Leave out the pictures and retype only the lines from the opening line to the line that holds "const gear = (x: number, y: number, r: number)", both ends included.

**GIVEN DATA:**
-- begin --
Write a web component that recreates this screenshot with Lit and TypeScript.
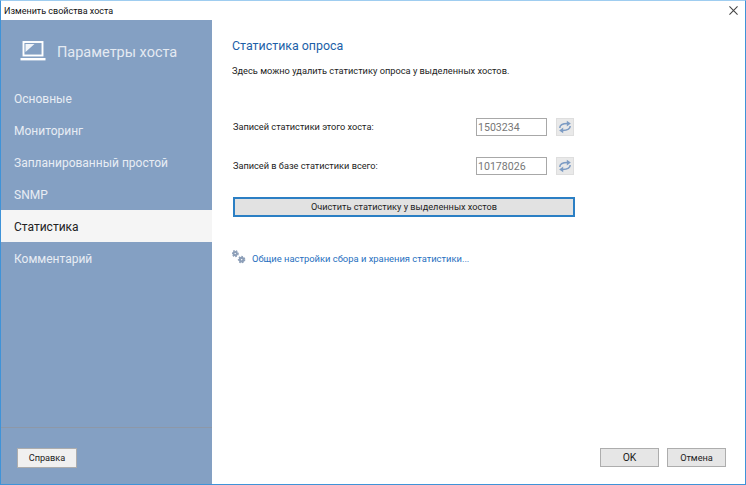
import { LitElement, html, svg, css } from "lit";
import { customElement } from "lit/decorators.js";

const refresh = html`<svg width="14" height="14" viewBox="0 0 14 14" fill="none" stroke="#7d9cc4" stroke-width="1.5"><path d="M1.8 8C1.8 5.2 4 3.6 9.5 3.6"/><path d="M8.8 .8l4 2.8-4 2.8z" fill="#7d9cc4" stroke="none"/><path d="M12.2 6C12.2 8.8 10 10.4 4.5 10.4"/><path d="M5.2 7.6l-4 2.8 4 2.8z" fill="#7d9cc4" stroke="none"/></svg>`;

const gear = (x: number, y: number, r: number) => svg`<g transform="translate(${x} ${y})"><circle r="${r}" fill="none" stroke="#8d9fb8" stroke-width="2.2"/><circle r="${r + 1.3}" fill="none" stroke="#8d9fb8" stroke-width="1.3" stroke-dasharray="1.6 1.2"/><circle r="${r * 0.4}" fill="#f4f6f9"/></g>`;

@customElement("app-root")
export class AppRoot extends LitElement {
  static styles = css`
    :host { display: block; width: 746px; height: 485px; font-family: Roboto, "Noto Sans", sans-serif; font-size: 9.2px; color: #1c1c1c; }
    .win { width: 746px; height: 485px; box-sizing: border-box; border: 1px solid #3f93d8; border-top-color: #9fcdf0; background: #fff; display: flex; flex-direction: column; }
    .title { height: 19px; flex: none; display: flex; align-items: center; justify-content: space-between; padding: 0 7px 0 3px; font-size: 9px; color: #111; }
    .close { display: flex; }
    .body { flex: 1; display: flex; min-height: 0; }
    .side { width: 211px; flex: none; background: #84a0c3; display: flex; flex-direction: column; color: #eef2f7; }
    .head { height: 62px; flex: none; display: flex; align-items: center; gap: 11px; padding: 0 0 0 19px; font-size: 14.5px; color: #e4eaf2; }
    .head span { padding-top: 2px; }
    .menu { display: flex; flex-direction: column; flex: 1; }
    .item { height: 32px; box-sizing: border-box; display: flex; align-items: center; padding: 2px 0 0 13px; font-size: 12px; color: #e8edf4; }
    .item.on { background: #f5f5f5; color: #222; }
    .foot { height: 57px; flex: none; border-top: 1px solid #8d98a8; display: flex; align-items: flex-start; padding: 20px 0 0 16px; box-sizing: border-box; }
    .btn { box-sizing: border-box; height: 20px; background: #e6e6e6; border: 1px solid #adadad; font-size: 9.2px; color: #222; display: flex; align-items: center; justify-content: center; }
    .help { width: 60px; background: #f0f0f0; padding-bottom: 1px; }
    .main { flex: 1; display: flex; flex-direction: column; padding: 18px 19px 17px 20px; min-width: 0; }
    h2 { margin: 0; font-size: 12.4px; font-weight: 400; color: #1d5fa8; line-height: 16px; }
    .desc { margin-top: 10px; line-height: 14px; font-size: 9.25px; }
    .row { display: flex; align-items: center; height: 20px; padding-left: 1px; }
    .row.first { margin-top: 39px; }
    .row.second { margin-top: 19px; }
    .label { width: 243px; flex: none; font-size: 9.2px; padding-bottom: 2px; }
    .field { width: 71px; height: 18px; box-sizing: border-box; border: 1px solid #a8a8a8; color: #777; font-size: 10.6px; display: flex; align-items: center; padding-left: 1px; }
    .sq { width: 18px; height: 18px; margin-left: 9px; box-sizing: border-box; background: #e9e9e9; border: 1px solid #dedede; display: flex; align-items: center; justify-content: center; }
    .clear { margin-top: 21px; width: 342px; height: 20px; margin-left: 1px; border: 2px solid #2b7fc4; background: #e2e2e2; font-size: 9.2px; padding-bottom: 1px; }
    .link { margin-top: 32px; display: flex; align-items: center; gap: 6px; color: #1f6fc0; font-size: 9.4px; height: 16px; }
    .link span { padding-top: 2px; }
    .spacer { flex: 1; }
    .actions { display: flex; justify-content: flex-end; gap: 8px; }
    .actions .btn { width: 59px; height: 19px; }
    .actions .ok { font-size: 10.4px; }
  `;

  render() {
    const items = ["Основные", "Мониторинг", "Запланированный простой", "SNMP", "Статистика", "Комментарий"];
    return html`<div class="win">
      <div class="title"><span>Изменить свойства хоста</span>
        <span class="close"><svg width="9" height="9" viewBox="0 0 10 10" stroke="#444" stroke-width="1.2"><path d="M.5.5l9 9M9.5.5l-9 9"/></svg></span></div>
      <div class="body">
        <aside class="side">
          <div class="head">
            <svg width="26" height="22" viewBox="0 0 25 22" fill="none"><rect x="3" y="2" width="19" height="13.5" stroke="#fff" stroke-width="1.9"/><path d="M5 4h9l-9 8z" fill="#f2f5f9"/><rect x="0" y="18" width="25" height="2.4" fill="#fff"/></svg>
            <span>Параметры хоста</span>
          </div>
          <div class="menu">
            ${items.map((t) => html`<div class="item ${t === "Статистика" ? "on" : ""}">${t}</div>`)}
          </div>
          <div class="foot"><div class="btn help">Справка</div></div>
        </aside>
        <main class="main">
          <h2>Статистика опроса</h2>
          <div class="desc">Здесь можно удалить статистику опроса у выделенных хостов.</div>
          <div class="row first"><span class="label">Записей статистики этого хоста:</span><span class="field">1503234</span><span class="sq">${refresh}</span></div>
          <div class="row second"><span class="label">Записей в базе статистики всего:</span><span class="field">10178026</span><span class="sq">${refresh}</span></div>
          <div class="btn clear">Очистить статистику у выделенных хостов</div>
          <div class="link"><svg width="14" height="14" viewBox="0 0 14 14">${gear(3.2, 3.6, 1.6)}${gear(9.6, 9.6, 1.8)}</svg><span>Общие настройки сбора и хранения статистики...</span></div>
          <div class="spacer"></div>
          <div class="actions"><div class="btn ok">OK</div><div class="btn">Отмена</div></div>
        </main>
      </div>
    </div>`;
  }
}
-- end --
**COMPLETE OUTPUT:**
Write a web component that recreates this screenshot with Lit and TypeScript.
import { LitElement, html, svg, css } from "lit";
import { customElement } from "lit/decorators.js";

const refresh = html`<svg width="14" height="14" viewBox="0 0 14 14" fill="none" stroke="#7d9cc4" stroke-width="1.5"><path d="M1.8 8C1.8 5.2 4 3.6 9.5 3.6"/><path d="M8.8 .8l4 2.8-4 2.8z" fill="#7d9cc4" stroke="none"/><path d="M12.2 6C12.2 8.8 10 10.4 4.5 10.4"/><path d="M5.2 7.6l-4 2.8 4 2.8z" fill="#7d9cc4" stroke="none"/></svg>`;

const gear = (x: number, y: number, r: number) => svg`<g transform="translate(${x} ${y})"><circle r="${r}" fill="none" stroke="#8d9fb8" stroke-width="2.2"/><circle r="${r + 1.3}" fill="none" stroke="#8d9fb8" stroke-width="1.3" stroke-dasharray="1.6 1.2"/><circle r="${r * 0.4}" fill="#f4f6f9"/></g>`;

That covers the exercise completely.